I have a small patch where I grow onions, tomatoes and garlic. It is mostly a hobby to purge the body of stress of the day to day hustle. I never used pesticide in the past, but the bugs got wise to my little patch of heaven, and has been mowing it down since 2 months ago. On the net it is suggested that you give a healthy dose of pesticide as it grows. Then give a dose once a week and 1 week before harvesting I stop the dosage and just water normally to purge the plant from any toxins. 

Is this recommendation correct?

----------


## Dave A

SA legislation states you may only use a pesticide as directed on the label of that pesticide.

Application rates, treatment frequencies and withholding periods before harvest will be a function of the crop, pest and the selected pesticide.

----------


## Electrode

> SA legislation states you may only use a pesticide as directed on the label of that pesticide.
> 
> Application rates, treatment frequencies and withholding periods before harvest will be a function of the crop, pest and the selected pesticide.


Thus I conclude, follow the instructions to the letter and I don't end up killing myself in the process. I am still searching for something none toxic but if I cannot find anything I will see to it that I do follow the instructions provided. 

Are there any none toxic solutions available?

----------


## Dave A

> Are there any none toxic solutions available?


That is always a question which places me in something of a dilemma.

As a registered PCO myself, I am prohibited from recommending anything that isn't a registered Agriculture Remedy (per Act 36 of 1947).

This means I can't legally recommend something really interesting like diatomaceous earth - which probably ticks most of the boxes a person who asks me the question is actually looking for in a potential answer.

I probably had better cover the other side of my dilemma. Whereas diatomaceous earth is "non-toxic" enough that it can't be registered as an agricultural remedy, salt (that's right, good old NaCl) is *too* toxic and persistent to be registered as an agricultural remedy for *anything*!
And yet we eat it  :Stick Out Tongue: 

(And a while ago a so-called professional suggested salt as a "safe alternative remedy" for pest control on brick paving. I was suitably horrified).

----------

Electrode (13-Dec-15)

----------


## pmbguy

I know that diluting some sunlight dishwashing soap and spraying it on plants helps with bugs.

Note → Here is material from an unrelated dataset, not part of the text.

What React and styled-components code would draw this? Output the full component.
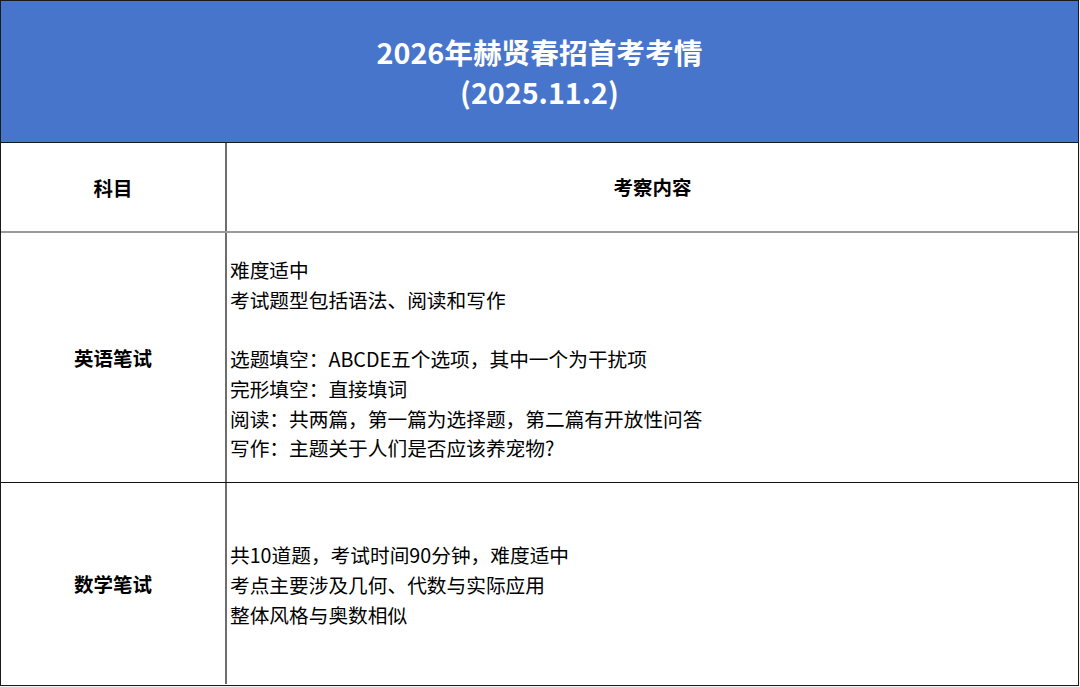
import React from "react"
import styled, { createGlobalStyle } from "styled-components"

const GlobalStyle = createGlobalStyle`
  html, body {
    margin: 0;
    padding: 0;
    background: #f2f2f2;
  }
  body {
    font-family: "Noto Sans CJK SC", "Noto Sans", sans-serif;
    color: #000;
  }
`

const Sheet = styled.div`
  box-sizing: border-box;
  width: 1079px;
  height: 686px;
  border: 1px solid #1a1a1a;
  background: #fff;
  display: flex;
  flex-direction: column;
`

const Banner = styled.div`
  height: 142px;
  flex: none;
  box-sizing: border-box;
  background: #4775cb;
  border-bottom: 1px solid #10182a;
  display: flex;
  flex-direction: column;
  align-items: center;
  justify-content: center;
  color: #fff;
  font-weight: 700;
  font-size: 28.7px;
  line-height: 40px;
`

const Row = styled.div`
  display: flex;
  flex: none;
  box-sizing: border-box;
  height: ${(p) => p.$h}px;
  border-bottom: ${(p) => p.$line || "none"};
`

const Subject = styled.div`
  box-sizing: border-box;
  width: 226px;
  flex: none;
  border-right: 2px solid #6e6e6e;
  display: flex;
  align-items: center;
  justify-content: center;
  font-weight: 700;
  font-size: 19.5px;
`

const Content = styled.div`
  flex: 1;
  display: flex;
  flex-direction: column;
  justify-content: center;
  align-items: ${(p) => (p.$center ? "center" : "flex-start")};
  padding: ${(p) => (p.$center ? "0" : "3px 0 0 3px")};
  font-size: ${(p) => (p.$center ? "19.5px" : "19.7px")};
  font-weight: ${(p) => (p.$center ? 700 : 400)};
  line-height: 29.7px;
`

const Line = styled.div`
  min-height: 29.7px;
  white-space: nowrap;
`

const english = [
  "难度适中",
  "考试题型包括语法、阅读和写作",
  "",
  "选题填空：ABCDE五个选项，其中一个为干扰项",
  "完形填空：直接填词",
  "阅读：共两篇，第一篇为选择题，第二篇有开放性问答",
  "写作：主题关于人们是否应该养宠物?",
]

const math = [
  "共10道题，考试时间90分钟，难度适中",
  "考点主要涉及几何、代数与实际应用",
  "整体风格与奥数相似",
]

const App = () => (
  <>
    <GlobalStyle />
    <Sheet>
      <Banner>
        <div>2026年赫贤春招首考考情</div>
        <div>(2025.11.2)</div>
      </Banner>
      <Row $h={90} $line="2px solid #9a9a9a">
        <Subject>科目</Subject>
        <Content $center>考察内容</Content>
      </Row>
      <Row $h={250} $line="1px solid #111">
        <Subject>英语笔试</Subject>
        <Content>
          {english.map((t, i) => (
            <Line key={i}>{t}</Line>
          ))}
        </Content>
      </Row>
      <Row $h={201}>
        <Subject>数学笔试</Subject>
        <Content>
          {math.map((t, i) => (
            <Line key={i}>{t}</Line>
          ))}
        </Content>
      </Row>
    </Sheet>
  </>
)

export default App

My next suggestion... I don't know, but my father got 2 ducks when I was a kid and they did wonders for his veg garden, eating all the bugs. When they were eaten by a hobo the bugs came back, so I guess it worked. They must not live in the veggie patch, but you chase them into the closed veggie garden once a day for a few hours. Sounds odd I know

----------


## Chack

Yes, all right. After all, all means of beetles are very toxic.

----------


## Hermes14

Do you rotate your crops?
First thing you need to do is identify which insects are in your garden.
 You can try one of the  Bio grow products https://biogrow.co.za/, IPM management (add beneficial insects to your garden) https://livingseeds.co.za/garden-sup...pest-managment.

How interested are you in organic gardening?
You might want to start by learning how to get the correct biology back into your soil. e.g. Bacteria, Fungi, Protozoa & Nematodes.
Dr Elaine Ingham has quite a few videos you might find interesting.
She doesn't have them on her Web page anymore but you can still find them on you tube https://www.youtube.com/results?sear...+elaine+ingham
This is the first book I read when I started with organic gardening.https://www.amazon.com/Teaming-Micro...gateway&sr=8-1

When you first break away from hash chemical fertilizers & insecticides you will get an influx of non beneficial microbes & insects in your garden but as you start healing your garden they will start reducing & your garden will eventually be able to handle the odd few that are needed to keep the food chain alive.

----------